Those with a lust for travel will no doubt have the city of Barcelona somewhere on their ‘to-do’ list. Spain’s second city (and the capital of Catalonia), plays host to some of the most spectacular icons of European architecture with a diverse landscape bustling with gothic mansions and ‘modernista’ masterpieces. Barcelona enjoyed a relative anonymity as seaside tourism took off in the 1960s while holiday makers from the UK and the rest of Europe flocked to the sandy beaches of Ibiza and Marbella for sun, sea and sangria. But ever since the city hosted the 1992 olympics it’s been awash with the clicking shutters of thousands of tourists’ cameras.
The spectacular Catedral (La Seu) is one of the most beautiful and jaw dropping masterpieces of gothic architecture in the world, but there’s a whole lot more to the city than this beloved icon. Barcelona, Spain’s rich history and culture has seen a range of cultural influences in its architecture resulting in one of Europe’s most beautiful and fascinating skylines.

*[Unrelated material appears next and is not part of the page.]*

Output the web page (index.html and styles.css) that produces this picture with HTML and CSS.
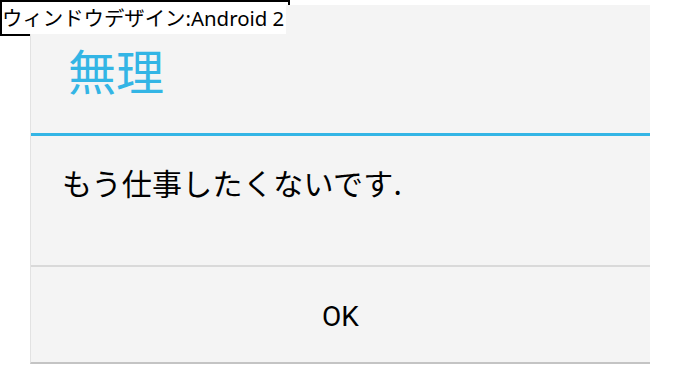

Let’s take a tour through some of these brilliant buildings.
La Sagrada Familia
If you only see one building in Barcelona it should be this astonishing, unfinished masterpiece. Every square foot of wall space in La Sagrada Familia is a masterfully crafted work of art. Attracting 2.8 million visitors a year it is by far the most visited monument in Spain, with its recent consecration by the Pope in 2010 causing an even greater boom in visiting tourists from all faiths. The temple’s architect Antoni Gaudi saw its completion as more than his life’s work, it was his all-consuming obsession and he regarded it as his Holy mission to see its completion. While work may continue well into the 2040s, there’s still plenty of stone sculpted wonderment to be found here.
Another of Antoni Gaudi ingenious works, this undulating oddity looks almost like a Salvador Dali painting brought to life. Completed in 1910 it was originally intended to function as an apartment building and office block, commissioned by Pere Mila. Mila has just married the wealthy widow Roser Guardiola and he knew how to spend her money in style. ‘Casa Mila’ as it was originally known is one of the first buildings in the world to have its own in-built parking space. The building now hosts visitors drawn to the eccentricity of Gaudi’s work and while the best viewing is in the spectacular roof with it’s chess piece like chimneys, the apartment itself is still a shrine to 20th century wealth and excess.
This ultra modern cucumber shaped building is a hot blooded Latin cousin of London’s famous ‘Gherkin’. While the English monument is a primly restrained tower of glass and steel, Torre Agbar (completed in 2005) is more like a crystal finger pointing at the sky, shimmering in vivid shades of blue and red at night.
Palau de la Música Catalana
This shrine to Catalanian music is not only Barcelona’s premier concert hall but a masterpiece of Modernista architecture. The central glass and metal structure paints the beautiful interior with light while the ornate exterior lures in thousands of tourists from around the world every year. The building is the only concert hall in this style to be listed as a UNESCO heritage site.